The definitional mire of procedural versus substantive has only delayed the application of the remedial benefits of R.C. 2315.19 to negligence actions. In enacting R.C. 2315.19, the General Assembly sought to modify the ancient judicially created doctrine of contributory negligence, by replacing it with an equitable comparative negligence standard. There is nothing which bars this court from modifying the common-law doctrine of contributory negligence to harmonize with R.C. 2315.19. What the courts can judicially create (contributory negligence), courts can judicially eliminate.

Contributory negligence has been allowed for too long to bar plaintiffs, who are only the slightest degree negligent, from recovering for the injuries they have sustained as a result of a defendant’s conduct. This court now adopts the comparative negligence standard set forth in R.C. 2315.19 as a modification of the common-law standard in Ohio. Such modification will avoid the harshness of an arbitrary date of enforcement of R.C. 2315.19 as set forth under the Viers rationale. No longer will discussions or arguments develop over whether R.C. 2315.19 is procedural or substantive. The characterization of R.C. 2315.19 as either will not alter the common law in Ohio which, as of today, recognizes a doctrine of comparative negligence consistent with R.C. 2315.19.

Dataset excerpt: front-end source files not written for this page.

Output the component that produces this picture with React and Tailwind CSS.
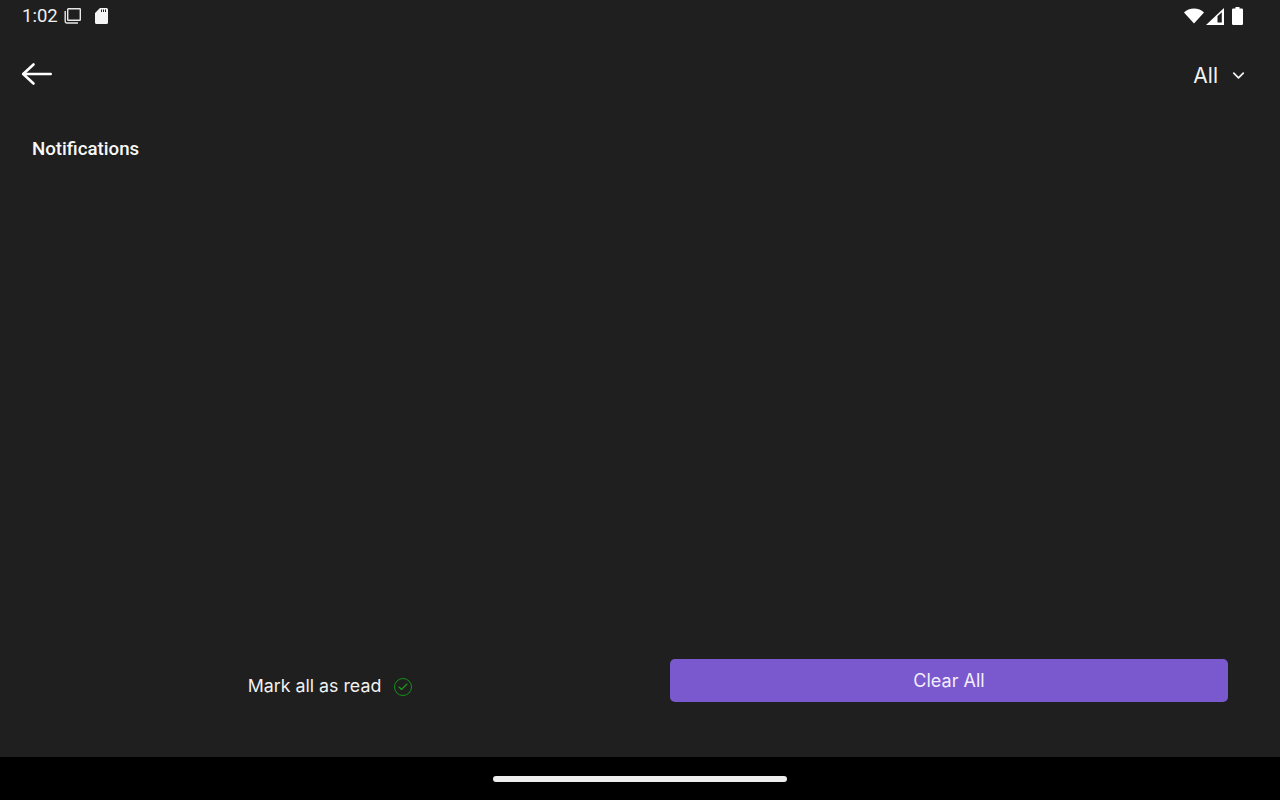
import { Check, ChevronDown } from "lucide-react";

function BackArrow() {
  return (
    <svg width="31" height="24" viewBox="0 0 31 24" fill="none" stroke="#ffffff" strokeWidth="2.6" strokeLinecap="round" strokeLinejoin="round">
      <path d="M29.700 12H2.500" />
      <path d="M12.500 2.500L2.200 12l10.300 9.500" />
    </svg>
  );
}

function RecentsIcon() {
  return (
    <svg width="18" height="18" viewBox="0 0 18 18" fill="none" stroke="#e8e8e8" strokeWidth="1.4">
      <rect x="3.700" y="1.700" width="12.600" height="11.600" rx="0.600" />
      <path d="M1.200 4v10.600c0 .9.500 1.400 1.400 1.400H14" />
    </svg>
  );
}

function SdCardIcon() {
  return (
    <svg width="15" height="16" viewBox="0 0 15 16" fill="#f5f5f5">
      <path d="M6 0h6.500A1.500 1.500 0 0 1 14 1.500v13a1.500 1.500 0 0 1-1.500 1.500h-10A1.500 1.500 0 0 1 1 14.500V5z" />
      <path d="M7 1.500h1v2.500H7zM9 1.500h1v2.500H9zM11 1.500h1v2.500h-1z" fill="#1f1f1f" />
    </svg>
  );
}

function WifiIcon() {
  return (
    <svg width="20" height="16" viewBox="0 0 20 16" fill="#ffffff">
      <path d="M0 4.600C2.600 1.800 6.100.4 10 .4s7.400 1.400 10 4.200L10 15.600z" />
    </svg>
  );
}

function SignalIcon() {
  return (
    <svg width="18" height="17" viewBox="0 0 18 17">
      <path d="M18 0V17H0z" fill="#ffffff" />
      <path d="M11.500 8.200V14.500H15.800V4.200z" fill="#1f1f1f" />
    </svg>
  );
}

function BatteryIcon() {
  return (
    <svg width="11" height="18" viewBox="0 0 11 18" fill="#ffffff">
      <path d="M3.500 0h4v1.500h2.300A1.200 1.200 0 0 1 11 2.700v14.100A1.200 1.200 0 0 1 9.800 18H1.200A1.200 1.200 0 0 1 0 16.800V2.700A1.200 1.200 0 0 1 1.200 1.500h2.300z" />
    </svg>
  );
}

export default function App() {
  return (
    <div className="flex h-[800px] w-[1280px] flex-col overflow-hidden bg-[#1f1f1f] font-['Inter',sans-serif] text-white">
      <div className="flex h-8 items-center justify-between pl-[22px] pr-[37px] font-['Roboto',sans-serif]">
        <div className="flex items-center">
          <span className="text-[18.500px] leading-none text-[#f0f0f0]">1:02</span>
          <span className="ml-[6px]"><RecentsIcon /></span>
          <span className="ml-[12px]"><SdCardIcon /></span>
        </div>
        <div className="flex items-center">
          <WifiIcon />
          <span className="ml-[2px]"><SignalIcon /></span>
          <span className="ml-[8px]"><BatteryIcon /></span>
        </div>
      </div>

      <div className="flex h-[84px] items-center justify-between pl-[21px] pr-[32px]">
        <BackArrow />
        <div className="mt-[2px] flex items-center gap-[11px]">
          <span className="text-[21px] leading-none text-[#f2f2f2]">All</span>
          <ChevronDown size={19} strokeWidth={2.2} color="#f2f2f2" />
        </div>
      </div>

      <h1 className="pl-8 pt-[21px] font-['Roboto',sans-serif] text-[18.700px] leading-[24px] font-medium text-[#f8f8f8]">Notifications</h1>

      <div className="flex-1" />

      <div className="flex h-[98px] items-start">
        <div className="flex h-[39px] w-[660px] items-end justify-center gap-[13px]">
          <span className="text-[17.800px] leading-[24px] text-[#f2f2f2]">Mark all as read</span>
          <span className="mb-[2px] flex h-[18px] w-[18px] items-center justify-center rounded-full border-[1.500px] border-[#169216]">
            <Check size={12} strokeWidth={2.2} color="#1d9c1d" />
          </span>
        </div>
        <button className="ml-[10px] h-[43px] w-[558px] rounded-[5px] bg-[#7a58ce] pb-[1px] text-[18px] text-[#f2eefc]">Clear All</button>
      </div>

      <div className="flex h-[43px] items-center justify-center bg-black">
        <div className="h-[6px] w-[294px] rounded-full bg-[#eeeeee]" />
      </div>
    </div>
  );
}
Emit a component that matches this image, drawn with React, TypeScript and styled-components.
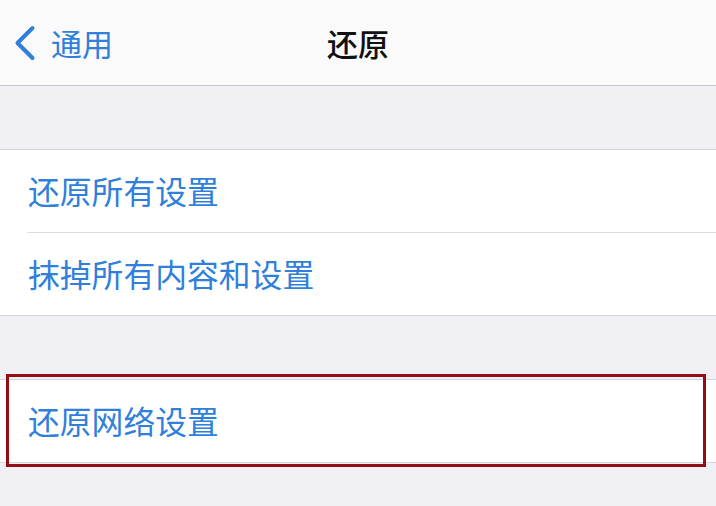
import React from "react";
import styled, { createGlobalStyle } from "styled-components";

const Global = createGlobalStyle`
  html, body { margin: 0; padding: 0; background: #f1f0f5; }
  body { font-family: "Noto Sans CJK SC", "Noto Sans", sans-serif; }
`;

const Page = styled.div`
  width: 716px;
  height: 506px;
  background: #f1f0f5;
  overflow: hidden;
  display: flex;
  flex-direction: column;
`;

const NavBar = styled.header`
  height: 85px;
  background: #fafafb;
  border-bottom: 1px solid #c6c5ca;
  display: grid;
  grid-template-columns: 1fr auto 1fr;
  align-items: center;
`;

const BackButton = styled.div`
  display: flex;
  align-items: center;
  gap: 14px;
  padding-left: 13px;
  color: #2f7fdb;
  font-size: 31px;
  line-height: 1;
`;

const Title = styled.div`
  font-size: 31px;
  color: #111;
  line-height: 1;
  font-weight: 500;
`;

const Gap = styled.div`
  height: 63px;
`;

const Group = styled.section`
  position: relative;
  background: #fff;
  border-top: 1px solid #d6d5da;
  border-bottom: 1px solid #d6d5da;
  display: flex;
  flex-direction: column;
`;

const Row = styled.div<{ $divider?: boolean }>`
  height: 82px;
  display: flex;
  align-items: center;
  padding-left: 28px;
  color: #2f7fdb;
  font-size: 31.8px;
  line-height: 1;
  position: relative;
  ${(p) =>
    p.$divider
      ? `
    &::after {
      content: "";
      position: absolute;
      left: 27px;
      right: 0;
      bottom: -1px;
      height: 1px;
      background: #dcdbe0;
    }
    margin-bottom: 1px;
  `
      : ""}
`;

const Highlight = styled.div`
  position: absolute;
  left: 6px;
  right: 10px;
  top: -6px;
  bottom: -5px;
  border: 3px solid #940d16;
  pointer-events: none;
`;

const Chevron = () => (
  <svg width="24" height="36" viewBox="0 0 24 36" fill="none">
    <path
      d="M19.5 3 L4.5 18 L19.5 33"
      stroke="#2f7fdb"
      strokeWidth="4"
      strokeLinecap="round"
      strokeLinejoin="round"
    />
  </svg>
);

export default function App() {
  return (
    <Page>
      <Global />
      <NavBar>
        <BackButton>
          <Chevron />
          <span>通用</span>
        </BackButton>
        <Title>还原</Title>
        <div />
      </NavBar>
      <Gap />
      <Group>
        <Row $divider>还原所有设置</Row>
        <Row>抹掉所有内容和设置</Row>
      </Group>
      <Gap />
      <Group>
        <Row>还原网络设置</Row>
        <Highlight />
      </Group>
    </Page>
  );
}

We therefore hold that the common-law bar of contributory negligence is no longer applicable in Ohio. The principle of comparative negligence, consistent with the provisions of R.C. 2315.19, applies in all negligence, actions tried after June 20, 1980, irrespective of when the cause of action arose, as part of the common law of Ohio. To the extent that Viers v. Dunlap and Straub v. Voss are inconsistent with this determination, they are overruled.

Accordingly, the judgments of the court of appeals are reversed and the *105causes are remanded to the trial courts for further proceedings not inconsistent with this opinion.

Judgments reversed and causes remanded.

Celebrezze, C.J., Sweeney and J. P. Celebrezze, JJ., concur. W. Brown, Locher and Holmes, JJ., dissent.

Employers Fire Ins. Co. v. Cliff Wood Coal & Supply Co. (1948), 85 Ohio App. 77, 83 [40 O.O. 68], states: “The purpose of the section requiring the giving of a signal by the overtaking vehicle is to warn the driver of the overtaken vehicle of the intention of the driver of the overtaking vehicle to pass so that he will not turn his vehicle to the left into the lane of traffic of the overtaking vehicle and thereby obstruct or interfere with its passage, and so, if necessary to permit the passage of the overtaking vehicle he will give way to the right * *

Plaintiff Wilfong testified that before she pulled out to pass the defendant, she signaled with her signal indicator, and that after she began the passing maneuver, she gave at least one audible signal with her horn.

R.C. 2315.19 (A) provides in pertinent part:

“In negligence actions, the contributory negligence of a person does not bar the person or his legal representative from recovering damages that have directly and proximately resulted from the negligence of one or more other persons, if the contributory negligence of the person bringing the action was no greater than the combined negligence of all other persons from whom recovery is sought. However, any damages recoverable by the person bringing the action shall be diminished by an amount that is proportionally equal to his percentage of negligence * *

See Kilbreath v. Rudy (1968), 16 Ohio St. 2d 70 [45 O.O.2d 370], at 72 and at paragraph two of the syllabus, as a method of “enforcement of rights or obtaining redress.” See, also, State, ex rel. Holdridge, v. Indus. Comm. (1967), 11 Ohio St. 2d 175 [40 O.O.2d 162], at 178 and at paragraph one of the syllabus; State, ex rel. Slaughter, v. Indus. Comm. (1937), 132 Ohio St. 537 [8 O.O. 531]; Smith v. New York Central RR. Co. (1930), 122 Ohio St. 45.